M. Gambetta seldom received attention at the hands of English caricaturists; but in 1881, when the resignation of Jules Ferry and his colleagues resulted in the formation of a new ministry with Gambetta at the head, and both English and German newspapers were sarcastically saying that "the Gambetta Cabinet represented only himself," Punch had to have his little fling at the French statesman, portraying him as beaming with self-complacence, and striking an attitude in front of a statue of Louis XIV., while he echoes the latter's famous dictum, "L'État c'est moi!"
Gordon Waiting at Khartoum.
Two cartoons which tell their own story are devoted to Fenianism. The first commemorates the Phœnix Park outrage in which Lord Frederick Cavendish, the newly appointed Chief Secretary, lost his life. The cartoon is called "The Irish Frankenstein," and is certainly baleful enough to do full justice to the hideousness of the crime it is intended to symbolize. The second cartoon, entitled "The Hidden Hand," shows the Fenian monster receiving a bag of gold from a mysterious hand stretched from behind a curtain. The reference is to a supposed inner circle of assassins, directed and paid by greater villains who kept themselves carefully behind the scenes.
The tragedy of Khartoum formed the subject of several grim and forceful pages. "Mirage" was almost prophetic in its conception, representing General Gordon gazing across the desert, where, by the tantalizing refraction of the air, he can plainly see the advancing British hosts, which in reality are destined to arrive too late. "Too late," in fact, are the very words which serve as a caption of the next cartoon.

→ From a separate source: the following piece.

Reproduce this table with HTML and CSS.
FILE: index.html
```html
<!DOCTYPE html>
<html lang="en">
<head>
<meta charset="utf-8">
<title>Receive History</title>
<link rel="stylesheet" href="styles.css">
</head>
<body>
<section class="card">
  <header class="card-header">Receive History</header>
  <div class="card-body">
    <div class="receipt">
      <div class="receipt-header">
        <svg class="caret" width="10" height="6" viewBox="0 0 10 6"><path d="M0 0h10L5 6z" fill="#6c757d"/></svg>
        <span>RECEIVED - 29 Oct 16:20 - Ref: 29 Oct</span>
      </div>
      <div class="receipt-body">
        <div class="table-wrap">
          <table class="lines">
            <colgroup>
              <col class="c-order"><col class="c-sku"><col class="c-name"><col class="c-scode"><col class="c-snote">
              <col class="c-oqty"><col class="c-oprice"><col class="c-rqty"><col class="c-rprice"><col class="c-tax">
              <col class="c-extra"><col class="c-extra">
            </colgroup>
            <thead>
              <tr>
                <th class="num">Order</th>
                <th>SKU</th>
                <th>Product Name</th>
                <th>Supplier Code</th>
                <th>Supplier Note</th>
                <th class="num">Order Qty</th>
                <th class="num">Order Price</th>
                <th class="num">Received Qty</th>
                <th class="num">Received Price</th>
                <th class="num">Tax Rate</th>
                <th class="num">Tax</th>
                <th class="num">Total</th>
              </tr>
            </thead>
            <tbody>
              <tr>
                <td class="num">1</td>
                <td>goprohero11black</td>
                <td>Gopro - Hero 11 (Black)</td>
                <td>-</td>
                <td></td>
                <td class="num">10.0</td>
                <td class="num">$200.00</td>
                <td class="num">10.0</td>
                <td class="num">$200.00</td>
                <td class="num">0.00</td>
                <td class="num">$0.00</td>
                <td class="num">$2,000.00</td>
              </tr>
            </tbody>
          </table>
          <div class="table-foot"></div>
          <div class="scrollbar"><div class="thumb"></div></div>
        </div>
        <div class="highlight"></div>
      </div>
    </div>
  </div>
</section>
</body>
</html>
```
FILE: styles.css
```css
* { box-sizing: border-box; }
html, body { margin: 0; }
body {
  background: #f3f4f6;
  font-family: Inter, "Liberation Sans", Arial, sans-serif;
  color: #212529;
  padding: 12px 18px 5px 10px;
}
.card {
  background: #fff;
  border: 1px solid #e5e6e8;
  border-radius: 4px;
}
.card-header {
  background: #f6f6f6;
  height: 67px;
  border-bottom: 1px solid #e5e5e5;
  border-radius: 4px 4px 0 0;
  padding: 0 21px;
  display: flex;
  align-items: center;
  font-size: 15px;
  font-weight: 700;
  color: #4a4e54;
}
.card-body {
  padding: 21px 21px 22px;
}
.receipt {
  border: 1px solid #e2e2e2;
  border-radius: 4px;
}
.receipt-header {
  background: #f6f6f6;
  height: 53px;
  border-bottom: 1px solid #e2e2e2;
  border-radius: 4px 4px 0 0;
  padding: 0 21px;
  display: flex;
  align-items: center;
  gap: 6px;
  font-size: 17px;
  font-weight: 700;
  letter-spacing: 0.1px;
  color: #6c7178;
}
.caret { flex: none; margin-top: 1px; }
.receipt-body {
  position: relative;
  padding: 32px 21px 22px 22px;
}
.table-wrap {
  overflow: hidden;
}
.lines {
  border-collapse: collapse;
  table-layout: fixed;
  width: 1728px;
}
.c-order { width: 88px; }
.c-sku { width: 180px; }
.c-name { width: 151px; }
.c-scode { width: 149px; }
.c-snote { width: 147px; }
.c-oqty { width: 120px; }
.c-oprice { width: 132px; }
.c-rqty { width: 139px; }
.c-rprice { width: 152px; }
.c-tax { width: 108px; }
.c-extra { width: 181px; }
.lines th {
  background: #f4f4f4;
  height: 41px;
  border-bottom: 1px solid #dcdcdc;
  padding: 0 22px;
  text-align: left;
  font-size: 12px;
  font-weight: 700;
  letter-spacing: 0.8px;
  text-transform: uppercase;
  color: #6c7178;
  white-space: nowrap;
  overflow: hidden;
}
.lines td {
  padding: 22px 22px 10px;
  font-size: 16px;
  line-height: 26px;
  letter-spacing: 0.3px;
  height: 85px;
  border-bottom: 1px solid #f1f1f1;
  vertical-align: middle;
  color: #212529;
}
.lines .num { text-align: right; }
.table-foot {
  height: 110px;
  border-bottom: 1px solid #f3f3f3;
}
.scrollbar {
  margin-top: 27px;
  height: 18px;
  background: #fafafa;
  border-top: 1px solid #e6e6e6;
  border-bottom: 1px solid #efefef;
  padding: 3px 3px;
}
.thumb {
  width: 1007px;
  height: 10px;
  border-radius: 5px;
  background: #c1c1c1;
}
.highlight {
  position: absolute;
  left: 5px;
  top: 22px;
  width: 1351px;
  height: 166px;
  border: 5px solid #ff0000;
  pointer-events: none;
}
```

Khartoum has fallen, and Britannia, having come upon a fruitless mission, stands a picture of despair, her face buried upon her arm, her useless shield lying neglected upon the ground.
CHAPTER XXVI
THOMAS NAST
It was not until late in the '60's, when Thomas Nast began his pictorial campaign in the pages of Harper's Weekly against the Ring which held New York in its clutches, that American caricature could claim a pencil which entitled it to any sort of consideration from the artistic point of view. Some of the cartoons which have been reproduced in earlier papers of this series have possessed unquestionable cleverness of invention and idea; for instance, many of those dealing with President Jackson's administration and his relations with the United States Bank, and some of the purely allegorical cartoons treating of slavery and of the Civil War. But in all these there was so much lacking; so many artistic shortcomings were covered up by the convenient loops. The artists felt themselves free from any obligation to give expression to the countenances of their subjects so long as the fundamental idea was there, and the loops offered an easy vehicle for the utterance of thoughts and feelings which a modern artist would feel obliged to express in the drawing itself—by a skillful quirk of the pencil, an added line, an exaggerated smile or frown. It was a thoroughly wooden school of caricature, in which one can find no trace of the splendid suggestion which the caricaturists should at that time have been drawing from contemporary masters of the art in France and England.